— start Dataset excerpt —
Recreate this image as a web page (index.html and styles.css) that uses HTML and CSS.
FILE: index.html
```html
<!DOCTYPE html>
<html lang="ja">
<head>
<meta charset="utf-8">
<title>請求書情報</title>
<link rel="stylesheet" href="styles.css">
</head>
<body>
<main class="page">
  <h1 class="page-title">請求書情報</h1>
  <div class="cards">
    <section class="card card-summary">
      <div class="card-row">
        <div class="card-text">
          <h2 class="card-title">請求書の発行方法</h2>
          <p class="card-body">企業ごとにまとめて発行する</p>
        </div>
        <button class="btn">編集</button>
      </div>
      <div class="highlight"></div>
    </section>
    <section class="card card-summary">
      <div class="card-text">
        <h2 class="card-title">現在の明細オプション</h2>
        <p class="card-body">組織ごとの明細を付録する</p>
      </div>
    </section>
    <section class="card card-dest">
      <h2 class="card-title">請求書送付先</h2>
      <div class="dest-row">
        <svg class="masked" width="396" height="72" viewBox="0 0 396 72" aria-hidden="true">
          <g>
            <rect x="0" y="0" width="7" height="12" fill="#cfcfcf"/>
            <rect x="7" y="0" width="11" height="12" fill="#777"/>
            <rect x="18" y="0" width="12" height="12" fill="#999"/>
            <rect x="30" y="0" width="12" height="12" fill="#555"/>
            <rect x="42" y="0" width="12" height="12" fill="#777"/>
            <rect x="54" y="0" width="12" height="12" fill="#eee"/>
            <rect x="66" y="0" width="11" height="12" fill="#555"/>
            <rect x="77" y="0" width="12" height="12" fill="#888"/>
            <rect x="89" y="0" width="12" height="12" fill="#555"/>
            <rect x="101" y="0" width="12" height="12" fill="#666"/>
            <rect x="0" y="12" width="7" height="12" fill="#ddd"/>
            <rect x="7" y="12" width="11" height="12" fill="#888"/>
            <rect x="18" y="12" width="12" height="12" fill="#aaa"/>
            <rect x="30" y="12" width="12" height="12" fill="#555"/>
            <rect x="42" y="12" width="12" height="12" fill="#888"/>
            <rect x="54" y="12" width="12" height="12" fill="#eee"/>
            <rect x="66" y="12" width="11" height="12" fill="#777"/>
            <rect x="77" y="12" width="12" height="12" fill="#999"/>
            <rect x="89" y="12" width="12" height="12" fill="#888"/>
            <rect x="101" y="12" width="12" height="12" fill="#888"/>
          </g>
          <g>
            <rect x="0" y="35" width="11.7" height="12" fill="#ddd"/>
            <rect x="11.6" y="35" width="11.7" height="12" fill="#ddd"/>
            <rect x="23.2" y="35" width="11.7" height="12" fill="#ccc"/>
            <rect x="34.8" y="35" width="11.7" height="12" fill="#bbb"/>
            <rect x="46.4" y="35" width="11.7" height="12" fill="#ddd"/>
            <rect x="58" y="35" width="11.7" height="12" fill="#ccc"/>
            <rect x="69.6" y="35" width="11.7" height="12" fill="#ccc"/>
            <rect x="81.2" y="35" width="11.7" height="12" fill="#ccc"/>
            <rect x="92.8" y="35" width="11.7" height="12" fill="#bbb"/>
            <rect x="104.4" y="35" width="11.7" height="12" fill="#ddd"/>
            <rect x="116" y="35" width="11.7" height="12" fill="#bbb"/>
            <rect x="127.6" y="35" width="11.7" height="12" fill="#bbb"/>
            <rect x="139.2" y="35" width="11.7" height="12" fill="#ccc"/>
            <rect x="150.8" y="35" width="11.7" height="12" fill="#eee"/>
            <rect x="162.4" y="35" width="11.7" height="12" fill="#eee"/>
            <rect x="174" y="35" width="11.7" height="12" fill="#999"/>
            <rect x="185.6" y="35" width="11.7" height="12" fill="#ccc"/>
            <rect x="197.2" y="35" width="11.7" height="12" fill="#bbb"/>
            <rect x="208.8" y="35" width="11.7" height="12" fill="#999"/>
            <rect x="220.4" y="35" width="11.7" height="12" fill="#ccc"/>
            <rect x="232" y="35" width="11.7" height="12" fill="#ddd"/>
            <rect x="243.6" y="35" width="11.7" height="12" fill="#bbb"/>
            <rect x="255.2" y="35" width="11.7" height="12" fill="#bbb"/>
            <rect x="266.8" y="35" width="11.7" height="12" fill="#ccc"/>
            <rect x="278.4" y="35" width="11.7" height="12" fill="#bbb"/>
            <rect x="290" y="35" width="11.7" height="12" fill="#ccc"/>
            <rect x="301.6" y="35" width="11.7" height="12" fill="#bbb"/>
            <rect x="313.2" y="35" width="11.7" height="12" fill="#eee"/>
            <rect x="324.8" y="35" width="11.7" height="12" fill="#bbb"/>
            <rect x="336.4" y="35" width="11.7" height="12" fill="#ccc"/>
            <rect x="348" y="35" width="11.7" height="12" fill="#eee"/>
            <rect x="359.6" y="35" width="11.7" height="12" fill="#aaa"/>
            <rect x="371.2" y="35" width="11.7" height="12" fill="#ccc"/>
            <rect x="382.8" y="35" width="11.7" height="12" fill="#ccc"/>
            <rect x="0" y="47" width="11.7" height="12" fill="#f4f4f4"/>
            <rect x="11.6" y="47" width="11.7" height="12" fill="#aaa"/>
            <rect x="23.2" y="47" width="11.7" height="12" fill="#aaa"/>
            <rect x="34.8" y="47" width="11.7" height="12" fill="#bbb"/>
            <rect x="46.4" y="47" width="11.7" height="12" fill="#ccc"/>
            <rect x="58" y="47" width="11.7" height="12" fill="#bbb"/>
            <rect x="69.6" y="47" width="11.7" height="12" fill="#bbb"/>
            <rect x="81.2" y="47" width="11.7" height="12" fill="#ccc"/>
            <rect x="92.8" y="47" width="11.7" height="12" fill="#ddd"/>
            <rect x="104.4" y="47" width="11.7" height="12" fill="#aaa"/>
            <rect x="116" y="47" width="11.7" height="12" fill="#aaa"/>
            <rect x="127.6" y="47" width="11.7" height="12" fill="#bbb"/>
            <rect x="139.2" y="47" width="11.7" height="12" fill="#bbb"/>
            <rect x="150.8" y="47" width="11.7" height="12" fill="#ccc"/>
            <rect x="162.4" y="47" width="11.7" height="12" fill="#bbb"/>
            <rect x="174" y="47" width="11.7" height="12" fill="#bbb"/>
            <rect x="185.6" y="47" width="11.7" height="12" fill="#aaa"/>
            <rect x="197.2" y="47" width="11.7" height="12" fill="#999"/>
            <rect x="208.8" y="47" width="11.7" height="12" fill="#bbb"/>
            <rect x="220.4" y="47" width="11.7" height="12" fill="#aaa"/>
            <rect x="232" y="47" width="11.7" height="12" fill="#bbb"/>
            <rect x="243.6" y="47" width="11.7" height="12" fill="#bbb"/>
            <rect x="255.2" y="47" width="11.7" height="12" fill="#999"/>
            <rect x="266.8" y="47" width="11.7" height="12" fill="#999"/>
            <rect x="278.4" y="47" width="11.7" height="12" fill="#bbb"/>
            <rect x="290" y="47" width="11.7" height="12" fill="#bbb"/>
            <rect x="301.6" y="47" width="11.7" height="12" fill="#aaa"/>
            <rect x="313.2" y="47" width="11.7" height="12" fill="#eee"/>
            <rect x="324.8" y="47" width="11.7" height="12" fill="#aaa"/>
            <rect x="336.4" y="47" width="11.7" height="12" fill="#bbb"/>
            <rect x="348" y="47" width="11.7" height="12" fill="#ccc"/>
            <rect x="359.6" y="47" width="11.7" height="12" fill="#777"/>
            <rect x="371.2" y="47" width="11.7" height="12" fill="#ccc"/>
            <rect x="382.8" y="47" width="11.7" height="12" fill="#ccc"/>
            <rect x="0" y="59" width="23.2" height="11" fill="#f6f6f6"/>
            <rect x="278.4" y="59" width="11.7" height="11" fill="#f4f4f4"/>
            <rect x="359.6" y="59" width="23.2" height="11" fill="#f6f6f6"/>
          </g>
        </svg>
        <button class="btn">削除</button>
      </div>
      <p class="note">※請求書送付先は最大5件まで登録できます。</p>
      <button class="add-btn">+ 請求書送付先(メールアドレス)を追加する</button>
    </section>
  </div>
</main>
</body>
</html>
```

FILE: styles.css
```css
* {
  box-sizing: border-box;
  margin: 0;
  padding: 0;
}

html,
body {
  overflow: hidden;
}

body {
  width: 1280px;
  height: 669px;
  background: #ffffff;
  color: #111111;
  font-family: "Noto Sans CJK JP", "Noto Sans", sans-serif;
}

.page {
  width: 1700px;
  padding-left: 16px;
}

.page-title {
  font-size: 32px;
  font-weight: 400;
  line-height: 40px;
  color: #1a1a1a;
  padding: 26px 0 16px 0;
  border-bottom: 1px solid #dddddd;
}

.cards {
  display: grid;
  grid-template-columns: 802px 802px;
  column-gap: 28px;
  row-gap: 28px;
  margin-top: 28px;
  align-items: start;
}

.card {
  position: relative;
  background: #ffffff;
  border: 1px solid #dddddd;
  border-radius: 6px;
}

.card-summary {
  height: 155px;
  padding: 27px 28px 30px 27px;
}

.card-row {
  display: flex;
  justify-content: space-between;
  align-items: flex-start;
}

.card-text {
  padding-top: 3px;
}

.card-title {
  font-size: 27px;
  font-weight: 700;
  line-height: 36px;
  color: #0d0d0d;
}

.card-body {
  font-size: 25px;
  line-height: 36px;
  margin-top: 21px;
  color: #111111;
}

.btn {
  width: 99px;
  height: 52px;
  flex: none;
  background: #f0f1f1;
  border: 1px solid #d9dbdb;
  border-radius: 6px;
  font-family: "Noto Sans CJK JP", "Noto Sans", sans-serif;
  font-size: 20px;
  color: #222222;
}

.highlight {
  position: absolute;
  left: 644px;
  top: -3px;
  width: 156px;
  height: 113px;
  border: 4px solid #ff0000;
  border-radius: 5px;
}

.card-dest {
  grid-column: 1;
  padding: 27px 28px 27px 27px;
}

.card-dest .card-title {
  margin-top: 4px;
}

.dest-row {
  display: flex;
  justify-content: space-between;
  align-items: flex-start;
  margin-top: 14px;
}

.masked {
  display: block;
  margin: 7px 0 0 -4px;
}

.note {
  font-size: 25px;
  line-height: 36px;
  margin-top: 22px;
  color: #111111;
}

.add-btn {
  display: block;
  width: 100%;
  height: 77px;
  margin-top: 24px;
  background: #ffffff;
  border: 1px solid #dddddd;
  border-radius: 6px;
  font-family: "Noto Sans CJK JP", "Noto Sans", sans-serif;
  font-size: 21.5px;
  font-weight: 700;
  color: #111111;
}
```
— end Dataset excerpt —
* _What this task involves_
From the data above, gather every line that includes the word "styles".

* _Written solution_
Recreate this image as a web page (index.html and styles.css) that uses HTML and CSS.
<link rel="stylesheet" href="styles.css">
FILE: styles.css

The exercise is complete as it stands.